## SOURCE EXCERPT
+ + + + + + +

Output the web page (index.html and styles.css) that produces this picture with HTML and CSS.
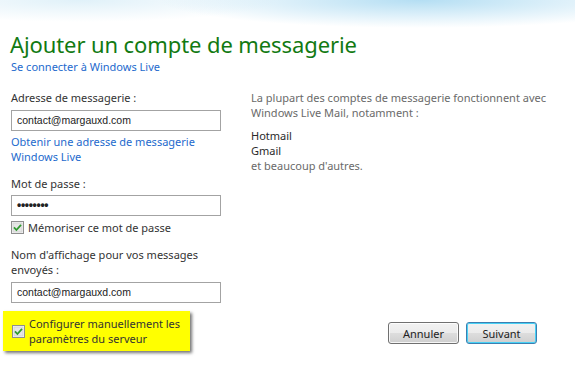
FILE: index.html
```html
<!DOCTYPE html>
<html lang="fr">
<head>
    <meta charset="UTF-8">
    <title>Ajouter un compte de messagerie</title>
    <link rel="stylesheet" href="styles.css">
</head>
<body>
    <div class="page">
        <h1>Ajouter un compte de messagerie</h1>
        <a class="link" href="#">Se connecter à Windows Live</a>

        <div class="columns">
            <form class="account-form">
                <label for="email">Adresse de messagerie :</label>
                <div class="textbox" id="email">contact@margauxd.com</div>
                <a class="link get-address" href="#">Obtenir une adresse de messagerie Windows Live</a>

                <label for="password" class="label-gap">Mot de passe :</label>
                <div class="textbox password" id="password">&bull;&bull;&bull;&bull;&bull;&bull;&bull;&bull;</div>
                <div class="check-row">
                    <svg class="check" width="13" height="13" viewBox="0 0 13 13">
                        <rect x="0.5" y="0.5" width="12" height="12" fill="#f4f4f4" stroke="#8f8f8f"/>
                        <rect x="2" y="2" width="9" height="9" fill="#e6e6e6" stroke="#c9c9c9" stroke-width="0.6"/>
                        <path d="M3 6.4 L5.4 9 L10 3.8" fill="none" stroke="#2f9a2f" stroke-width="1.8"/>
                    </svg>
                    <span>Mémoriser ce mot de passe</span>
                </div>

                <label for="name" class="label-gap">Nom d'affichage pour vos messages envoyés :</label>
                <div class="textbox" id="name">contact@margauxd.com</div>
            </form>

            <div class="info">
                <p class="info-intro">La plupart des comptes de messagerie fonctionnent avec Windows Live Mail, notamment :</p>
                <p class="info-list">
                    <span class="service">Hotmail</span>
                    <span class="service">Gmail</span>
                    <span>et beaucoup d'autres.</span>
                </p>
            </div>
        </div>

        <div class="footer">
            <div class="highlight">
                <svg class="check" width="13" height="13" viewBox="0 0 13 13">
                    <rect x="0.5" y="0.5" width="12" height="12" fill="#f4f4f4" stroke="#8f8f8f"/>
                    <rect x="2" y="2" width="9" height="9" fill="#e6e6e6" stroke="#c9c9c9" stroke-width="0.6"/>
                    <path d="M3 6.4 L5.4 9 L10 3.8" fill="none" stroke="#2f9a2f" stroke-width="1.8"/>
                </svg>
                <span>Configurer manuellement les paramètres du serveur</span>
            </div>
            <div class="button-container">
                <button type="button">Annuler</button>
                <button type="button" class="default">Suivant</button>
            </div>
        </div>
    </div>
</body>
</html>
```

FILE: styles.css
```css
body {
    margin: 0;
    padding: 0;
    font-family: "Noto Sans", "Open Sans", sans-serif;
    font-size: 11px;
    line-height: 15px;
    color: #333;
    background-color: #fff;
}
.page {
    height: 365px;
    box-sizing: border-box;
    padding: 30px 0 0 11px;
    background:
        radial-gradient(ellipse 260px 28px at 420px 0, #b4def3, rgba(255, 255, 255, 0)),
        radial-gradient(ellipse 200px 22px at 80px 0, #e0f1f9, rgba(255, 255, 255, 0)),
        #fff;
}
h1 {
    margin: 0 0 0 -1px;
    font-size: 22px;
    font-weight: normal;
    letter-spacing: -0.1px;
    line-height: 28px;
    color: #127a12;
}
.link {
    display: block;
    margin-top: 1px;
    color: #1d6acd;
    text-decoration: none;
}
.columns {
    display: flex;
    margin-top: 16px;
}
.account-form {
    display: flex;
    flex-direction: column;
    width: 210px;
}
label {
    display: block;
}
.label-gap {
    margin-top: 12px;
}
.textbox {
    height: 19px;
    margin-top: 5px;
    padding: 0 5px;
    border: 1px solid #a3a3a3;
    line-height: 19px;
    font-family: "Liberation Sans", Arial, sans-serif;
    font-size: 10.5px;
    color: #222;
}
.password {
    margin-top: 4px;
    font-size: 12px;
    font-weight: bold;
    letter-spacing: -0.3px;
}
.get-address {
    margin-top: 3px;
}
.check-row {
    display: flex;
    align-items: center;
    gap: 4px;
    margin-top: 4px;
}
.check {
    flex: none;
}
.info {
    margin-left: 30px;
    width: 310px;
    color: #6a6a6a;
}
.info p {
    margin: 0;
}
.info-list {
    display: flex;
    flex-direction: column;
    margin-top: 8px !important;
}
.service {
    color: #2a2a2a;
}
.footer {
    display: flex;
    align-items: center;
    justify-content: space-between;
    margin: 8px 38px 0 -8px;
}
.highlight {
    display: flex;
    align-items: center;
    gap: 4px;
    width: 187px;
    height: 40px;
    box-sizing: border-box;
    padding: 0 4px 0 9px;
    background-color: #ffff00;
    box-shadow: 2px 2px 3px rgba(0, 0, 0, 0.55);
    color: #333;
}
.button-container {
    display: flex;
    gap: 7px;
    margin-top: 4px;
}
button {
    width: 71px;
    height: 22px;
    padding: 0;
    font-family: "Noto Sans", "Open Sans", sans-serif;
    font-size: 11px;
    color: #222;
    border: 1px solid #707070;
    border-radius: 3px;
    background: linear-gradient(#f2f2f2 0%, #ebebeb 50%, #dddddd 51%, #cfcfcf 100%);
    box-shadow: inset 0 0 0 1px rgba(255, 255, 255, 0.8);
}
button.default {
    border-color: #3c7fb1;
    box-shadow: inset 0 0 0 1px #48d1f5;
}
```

+ + + + + + +

## WHAT THIS TASK INVOLVES
Transcribe all of the material exactly, leaving out whatever pictures it contains.

## RIGHT ANSWER
Output the web page (index.html and styles.css) that produces this picture with HTML and CSS.
FILE: index.html
```html
<!DOCTYPE html>
<html lang="fr">
<head>
    <meta charset="UTF-8">
    <title>Ajouter un compte de messagerie</title>
    <link rel="stylesheet" href="styles.css">
</head>
<body>
    <div class="page">
        <h1>Ajouter un compte de messagerie</h1>
        <a class="link" href="#">Se connecter à Windows Live</a>

        <div class="columns">
            <form class="account-form">
                <label for="email">Adresse de messagerie :</label>
                <div class="textbox" id="email">contact@margauxd.com</div>
                <a class="link get-address" href="#">Obtenir une adresse de messagerie Windows Live</a>

                <label for="password" class="label-gap">Mot de passe :</label>
                <div class="textbox password" id="password">&bull;&bull;&bull;&bull;&bull;&bull;&bull;&bull;</div>
                <div class="check-row">
                    <svg class="check" width="13" height="13" viewBox="0 0 13 13">
                        <rect x="0.5" y="0.5" width="12" height="12" fill="#f4f4f4" stroke="#8f8f8f"/>
                        <rect x="2" y="2" width="9" height="9" fill="#e6e6e6" stroke="#c9c9c9" stroke-width="0.6"/>
                        <path d="M3 6.4 L5.4 9 L10 3.8" fill="none" stroke="#2f9a2f" stroke-width="1.8"/>
                    </svg>
                    <span>Mémoriser ce mot de passe</span>
                </div>

                <label for="name" class="label-gap">Nom d'affichage pour vos messages envoyés :</label>
                <div class="textbox" id="name">contact@margauxd.com</div>
            </form>

            <div class="info">
                <p class="info-intro">La plupart des comptes de messagerie fonctionnent avec Windows Live Mail, notamment :</p>
                <p class="info-list">
                    <span class="service">Hotmail</span>
                    <span class="service">Gmail</span>
                    <span>et beaucoup d'autres.</span>
                </p>
            </div>
        </div>

        <div class="footer">
            <div class="highlight">
                <svg class="check" width="13" height="13" viewBox="0 0 13 13">
                    <rect x="0.5" y="0.5" width="12" height="12" fill="#f4f4f4" stroke="#8f8f8f"/>
                    <rect x="2" y="2" width="9" height="9" fill="#e6e6e6" stroke="#c9c9c9" stroke-width="0.6"/>
                    <path d="M3 6.4 L5.4 9 L10 3.8" fill="none" stroke="#2f9a2f" stroke-width="1.8"/>
                </svg>
                <span>Configurer manuellement les paramètres du serveur</span>
            </div>
            <div class="button-container">
                <button type="button">Annuler</button>
                <button type="button" class="default">Suivant</button>
            </div>
        </div>
    </div>
</body>
</html>
```

FILE: styles.css
```css
body {
    margin: 0;
    padding: 0;
    font-family: "Noto Sans", "Open Sans", sans-serif;
    font-size: 11px;
    line-height: 15px;
    color: #333;
    background-color: #fff;
}
.page {
    height: 365px;
    box-sizing: border-box;
    padding: 30px 0 0 11px;
    background:
        radial-gradient(ellipse 260px 28px at 420px 0, #b4def3, rgba(255, 255, 255, 0)),
        radial-gradient(ellipse 200px 22px at 80px 0, #e0f1f9, rgba(255, 255, 255, 0)),
        #fff;
}
h1 {
    margin: 0 0 0 -1px;
    font-size: 22px;
    font-weight: normal;
    letter-spacing: -0.1px;
    line-height: 28px;
    color: #127a12;
}
.link {
    display: block;
    margin-top: 1px;
    color: #1d6acd;
    text-decoration: none;
}
.columns {
    display: flex;
    margin-top: 16px;
}
.account-form {
    display: flex;
    flex-direction: column;
    width: 210px;
}
label {
    display: block;
}
.label-gap {
    margin-top: 12px;
}
.textbox {
    height: 19px;
    margin-top: 5px;
    padding: 0 5px;
    border: 1px solid #a3a3a3;
    line-height: 19px;
    font-family: "Liberation Sans", Arial, sans-serif;
    font-size: 10.5px;
    color: #222;
}
.password {
    margin-top: 4px;
    font-size: 12px;
    font-weight: bold;
    letter-spacing: -0.3px;
}
.get-address {
    margin-top: 3px;
}
.check-row {
    display: flex;
    align-items: center;
    gap: 4px;
    margin-top: 4px;
}
.check {
    flex: none;
}
.info {
    margin-left: 30px;
    width: 310px;
    color: #6a6a6a;
}
.info p {
    margin: 0;
}
.info-list {
    display: flex;
    flex-direction: column;
    margin-top: 8px !important;
}
.service {
    color: #2a2a2a;
}
.footer {
    display: flex;
    align-items: center;
    justify-content: space-between;
    margin: 8px 38px 0 -8px;
}
.highlight {
    display: flex;
    align-items: center;
    gap: 4px;
    width: 187px;
    height: 40px;
    box-sizing: border-box;
    padding: 0 4px 0 9px;
    background-color: #ffff00;
    box-shadow: 2px 2px 3px rgba(0, 0, 0, 0.55);
    color: #333;
}
.button-container {
    display: flex;
    gap: 7px;
    margin-top: 4px;
}
button {
    width: 71px;
    height: 22px;
    padding: 0;
    font-family: "Noto Sans", "Open Sans", sans-serif;
    font-size: 11px;
    color: #222;
    border: 1px solid #707070;
    border-radius: 3px;
    background: linear-gradient(#f2f2f2 0%, #ebebeb 50%, #dddddd 51%, #cfcfcf 100%);
    box-shadow: inset 0 0 0 1px rgba(255, 255, 255, 0.8);
}
button.default {
    border-color: #3c7fb1;
    box-shadow: inset 0 0 0 1px #48d1f5;
}
```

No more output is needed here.